Anchoring Pt on surface/bulk of LaCoO3 nanotubes via one step of coaxial electrospinning for efficient total propane oxidation

Abstract

The effect of location sites of platinum (Pt) nanoparticles on LaCoO3 support for complete catalytic oxidation of propane (C3H8) was investigated. Pt nanoparticles were anchored on the surface, bulk and surface/bulk of LaCoO3 by using three different loading methods: incipient-wetness impregnation, single-needle electrospinning and coaxial electrospinning, respectively, followed by a simple 300 °C H2 reduction process. The obtained catalysts were systematically characterized. It turns out that one step synthesis of coaxial electrospun Pt/LaCoO3 nanotubes with both surface and bulk Pt species exhibits a relatively more efficient catalytic activity, where surface Pt favors the reduction of Co3+ to Co2+ and bulk Pt accelerates that of Co2+ to Co0. Meanwhile, Co species are active sites for C3H8 oxidation despite Pt loading, but the enhanced redox property and oxygen mobility upon Pt loading are crucial for the Mars-van Krevelen mechanism obeyed total C3H8 oxidation.
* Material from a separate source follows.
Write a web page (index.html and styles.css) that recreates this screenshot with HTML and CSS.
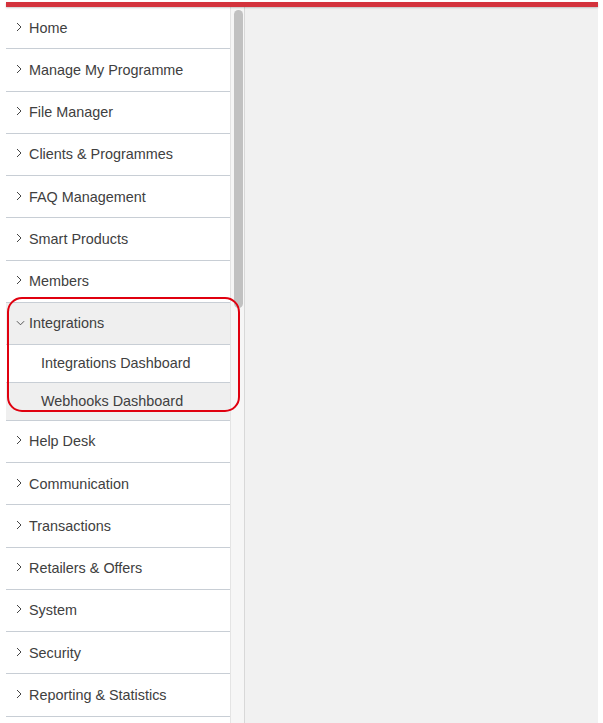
FILE: index.html
```html
<!DOCTYPE html>
<html>
<head>
<meta charset="utf-8">
<link rel="stylesheet" href="styles.css">
</head>
<body>
<div class="app">
  <div class="topbar"></div>
  <div class="layout">
    <nav class="sidebar">
      <ul class="menu">
        <li class="item"><svg class="chev" viewBox="0 0 6 10"><path d="M1 1 L5 5 L1 9"/></svg>Home</li>
        <li class="item"><svg class="chev" viewBox="0 0 6 10"><path d="M1 1 L5 5 L1 9"/></svg>Manage My Programme</li>
        <li class="item"><svg class="chev" viewBox="0 0 6 10"><path d="M1 1 L5 5 L1 9"/></svg>File Manager</li>
        <li class="item"><svg class="chev" viewBox="0 0 6 10"><path d="M1 1 L5 5 L1 9"/></svg>Clients &amp; Programmes</li>
        <li class="item"><svg class="chev" viewBox="0 0 6 10"><path d="M1 1 L5 5 L1 9"/></svg>FAQ Management</li>
        <li class="item"><svg class="chev" viewBox="0 0 6 10"><path d="M1 1 L5 5 L1 9"/></svg>Smart Products</li>
        <li class="item"><svg class="chev" viewBox="0 0 6 10"><path d="M1 1 L5 5 L1 9"/></svg>Members</li>
        <li class="item open"><svg class="chev down" viewBox="0 0 10 6"><path d="M1 1 L5 5 L9 1"/></svg>Integrations</li>
        <li class="sub">Integrations Dashboard</li>
        <li class="sub shaded">Webhooks Dashboard</li>
        <li class="item"><svg class="chev" viewBox="0 0 6 10"><path d="M1 1 L5 5 L1 9"/></svg>Help Desk</li>
        <li class="item"><svg class="chev" viewBox="0 0 6 10"><path d="M1 1 L5 5 L1 9"/></svg>Communication</li>
        <li class="item"><svg class="chev" viewBox="0 0 6 10"><path d="M1 1 L5 5 L1 9"/></svg>Transactions</li>
        <li class="item"><svg class="chev" viewBox="0 0 6 10"><path d="M1 1 L5 5 L1 9"/></svg>Retailers &amp; Offers</li>
        <li class="item"><svg class="chev" viewBox="0 0 6 10"><path d="M1 1 L5 5 L1 9"/></svg>System</li>
        <li class="item"><svg class="chev" viewBox="0 0 6 10"><path d="M1 1 L5 5 L1 9"/></svg>Security</li>
        <li class="item"><svg class="chev" viewBox="0 0 6 10"><path d="M1 1 L5 5 L1 9"/></svg>Reporting &amp; Statistics</li>
      </ul>
      <div class="highlight"></div>
    </nav>
    <div class="scrolltrack"><div class="thumb"></div></div>
    <main class="main"></main>
  </div>
</div>
</body>
</html>
```

FILE: styles.css
```css
html, body {
  margin: 0;
  padding: 0;
  background: #ffffff;
  height: 100%;
  overflow: hidden;
}
body {
  font-family: "Liberation Sans", Arial, sans-serif;
}
.app {
  margin: 2px 5px 0 6px;
  height: 721px;
  display: flex;
  flex-direction: column;
}
.topbar {
  height: 5px;
  background: #d3323c;
  box-shadow: 0 1px 2px rgba(0, 0, 0, 0.2);
  position: relative;
  z-index: 2;
}
.layout {
  flex: 1;
  display: flex;
  min-height: 0;
}
.sidebar {
  width: 224px;
  background: #ffffff;
  position: relative;
}
.menu {
  list-style: none;
  margin: 0;
  padding: 0;
}
.item, .sub {
  box-sizing: border-box;
  display: flex;
  align-items: center;
  border-bottom: 1px solid #c8ced5;
  font-size: 14.4px;
  color: #404040;
}
.item {
  height: 42.25px;
  padding-left: 10px;
}
.item.open {
  background: #efefef;
  height: 42px;
}
.sub {
  height: 38px;
  padding-left: 35px;
}
.sub.shaded {
  background: #efefef;
}
.chev {
  width: 6px;
  height: 10px;
  margin-right: 7px;
  fill: none;
  stroke: #444;
  stroke-width: 1;
  margin-top: -2px;
}
.chev.down {
  width: 9px;
  height: 6px;
  margin-right: 4px;
  margin-top: -1px;
}
.highlight {
  position: absolute;
  left: 1px;
  top: 290px;
  width: 233px;
  height: 115px;
  box-sizing: border-box;
  border: 2px solid #e0000f;
  border-radius: 15px;
}
.scrolltrack {
  width: 15px;
  box-sizing: border-box;
  background: #f6f6f6;
  border-left: 1px solid #e4e4e4;
  border-right: 1px solid #d8d8d8;
  padding: 3px 2px 0 3px;
}
.thumb {
  width: 9px;
  height: 298px;
  background: #c1c1c1;
  border-radius: 5px;
}
.main {
  flex: 1;
  background: #f1f1f1;
}
```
Additionally, good thermal stability is found over coaxial electrospun Pt/LaCoO3, removing propane at a temperature of 450 °C over 48 h without a significant decrease in propane conversion. The addition of water vapor has a little inhibition effect on the catalytic activity under the reaction condition. Such route of Pt anchoring will provide an effective means for designing highly efficient perovskite based catalysts with low precious loadings for total oxidation reaction.